Date on Master's Thesis/Doctoral Dissertation


Document Type

Master's Thesis

Degree Name



Oral Biology

Degree Program

Oral Biology, MS

Committee Chair

Liang, Shuang

Committee Co-Chair (if applicable)

Demuth, Donald

Committee Member

Demuth, Donald

Committee Member

Wang, Huizhi

Author's Keywords

Treg; pregnancy; inflammation; gingiva; aveolar bone loss


Background: Although pregnancy is prone to induce more severe periodontal inflammation and tissue damage, its mechanism remains elusive. Periodontal diseases during pregnancy are associated with adverse pregnancy outcomes including preterm birth or low birth weight. Animal models are ideal for investigating immunological mechanisms in periodontal disease. With a newly modified ligature-induced disease model, we managed to develop periodontal disease in pregnant mice and investigate the immunological mechanism of more severe symptoms during pregnancy. Hypothesis: We hypothesis that P. gingivalis infection during pregnancy will lead to a down-regulation of Treg cells, therefore causing increased inflammation and disease severity. Methods: A ligature-induced murine model for periodontitis has been modified and utilized for periodontal inflammation and tissue damage determination in pregnant mice. Differential expression of inflammatory mediators in mouse gingivae was determined by quantitative real-time PCR. Inflammatory alveolar bone loss was determined by measuring the distance from the cementoenamel junction to the alveolar bone crest (CEJ-ABC). Oral bacteria number was determined by the CFU (Colony Forming Units) count from anaerobic culture of oral swabs. Draining lymph nodes were harvested and analyzed for Treg cells by flow cytometry.

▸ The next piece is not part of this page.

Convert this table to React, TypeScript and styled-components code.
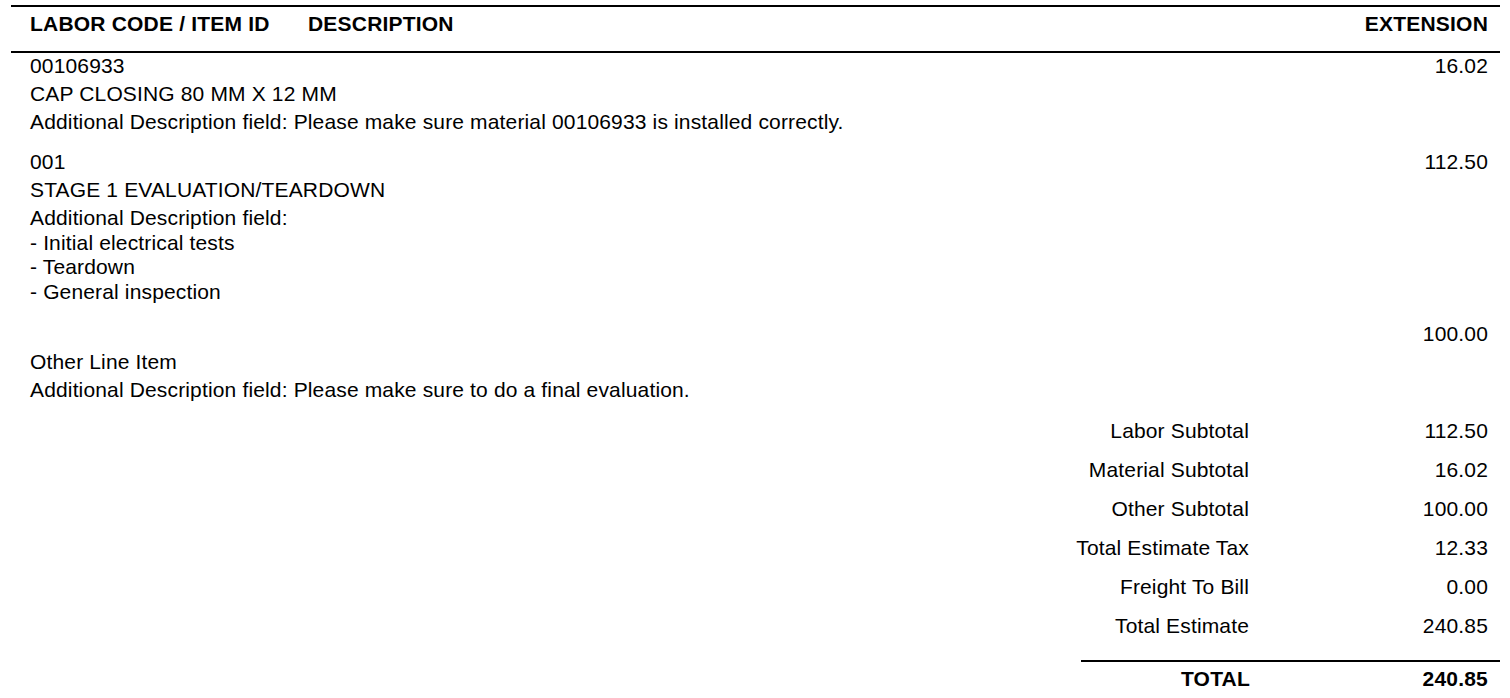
import React from 'react';
import styled, { createGlobalStyle } from 'styled-components';

const GlobalStyle = createGlobalStyle`
  html, body {
    margin: 0;
    padding: 0;
    background: #fff;
  }
  body {
    font-family: "Liberation Sans", Arial, sans-serif;
    color: #000;
  }
`;

const Page = styled.div`
  width: 1489px;
  margin-left: 11px;
  padding-top: 5px;
  font-size: 21px;
  line-height: 24px;
  letter-spacing: 0.15px;
`;

const HeaderRow = styled.div`
  display: grid;
  grid-template-columns: 278px 1fr 220px;
  border-top: 2px solid #000;
  border-bottom: 2px solid #000;
  padding: 5px 12px 15px 19px;
  font-weight: bold;
  letter-spacing: 0.2px;
`;

const HeaderCell = styled.div<{ $right?: boolean }>`
  text-align: ${(p) => (p.$right ? 'right' : 'left')};
`;

const Items = styled.div`
  display: flex;
  flex-direction: column;
  gap: 12px;
  padding-top: 1px;
`;

const ItemRow = styled.div`
  display: grid;
  grid-template-columns: 1fr 220px;
  padding: 0 12px 0 19px;
`;

const ItemText = styled.div`
  display: flex;
  flex-direction: column;
`;

const Field = styled.div<{ $multi?: boolean }>`
  min-height: 24px;
  padding-bottom: ${(p) => (p.$multi ? '6px' : '4px')};
  line-height: ${(p) => (p.$multi ? '24.5px' : '24px')};
  white-space: pre-line;
`;

const Amount = styled.div`
  text-align: right;
`;

const Summary = styled.div`
  display: flex;
  flex-direction: column;
  align-items: flex-end;
  padding-top: 13px;
`;

const SummaryRow = styled.div`
  display: grid;
  grid-template-columns: 300px 251px;
  height: 39px;
`;

const SummaryLabel = styled.div`
  text-align: right;
`;

const SummaryValue = styled.div`
  text-align: right;
  padding-right: 12px;
`;

const TotalRow = styled.div`
  display: grid;
  grid-template-columns: 169px 250px;
  width: 419px;
  margin-top: 7px;
  border-top: 2px solid #000;
  padding-top: 5px;
  font-weight: bold;
  letter-spacing: 0.2px;
`;

interface LineItem {
  code: string;
  description: string;
  additional: string;
  extension: string;
}

const items: LineItem[] = [
  {
    code: '00106933',
    description: 'CAP CLOSING 80 MM X 12 MM',
    additional: 'Additional Description field: Please make sure material 00106933 is installed correctly.',
    extension: '16.02',
  },
  {
    code: '001',
    description: 'STAGE 1 EVALUATION/TEARDOWN',
    additional: 'Additional Description field:\n- Initial electrical tests\n- Teardown\n- General inspection',
    extension: '112.50',
  },
  {
    code: '',
    description: 'Other Line Item',
    additional: 'Additional Description field: Please make sure to do a final evaluation.',
    extension: '100.00',
  },
];

const totals: [string, string][] = [
  ['Labor Subtotal', '112.50'],
  ['Material Subtotal', '16.02'],
  ['Other Subtotal', '100.00'],
  ['Total Estimate Tax', '12.33'],
  ['Freight To Bill', '0.00'],
  ['Total Estimate', '240.85'],
];

const App = () => {
  return (
    <>
      <GlobalStyle />
      <Page>
        <HeaderRow>
          <HeaderCell>LABOR CODE / ITEM ID</HeaderCell>
          <HeaderCell>DESCRIPTION</HeaderCell>
          <HeaderCell $right>EXTENSION</HeaderCell>
        </HeaderRow>

        <Items>
          {items.map((item, i) => (
            <ItemRow key={i}>
              <ItemText>
                <Field>{item.code}</Field>
                <Field>{item.description}</Field>
                <Field $multi={item.additional.includes('\n')}>{item.additional}</Field>
              </ItemText>
              <Amount>{item.extension}</Amount>
            </ItemRow>
          ))}
        </Items>

        <Summary>
          {totals.map(([label, value]) => (
            <SummaryRow key={label}>
              <SummaryLabel>{label}</SummaryLabel>
              <SummaryValue>{value}</SummaryValue>
            </SummaryRow>
          ))}
          <TotalRow>
            <SummaryLabel>TOTAL</SummaryLabel>
            <SummaryValue>240.85</SummaryValue>
          </TotalRow>
        </Summary>
      </Page>
    </>
  );
};

export default App;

Results: In comparison with non-pregnant mice, ligated and P. gingivalis infected pregnant mice displayed significantly (p < 0.05) increased gingival inflammation and periodontal bone loss, accompanied by decreased Treg cells and down-regulated expression of Treg-related molecules and anti-inflammatory cytokines. Conclusion: Our study has established a model to manifest that P. gingivalis infection causes aggravated periodontal disease during pregnancy, possibly through down-regulating Treg numbers and anti-inflammatory capability.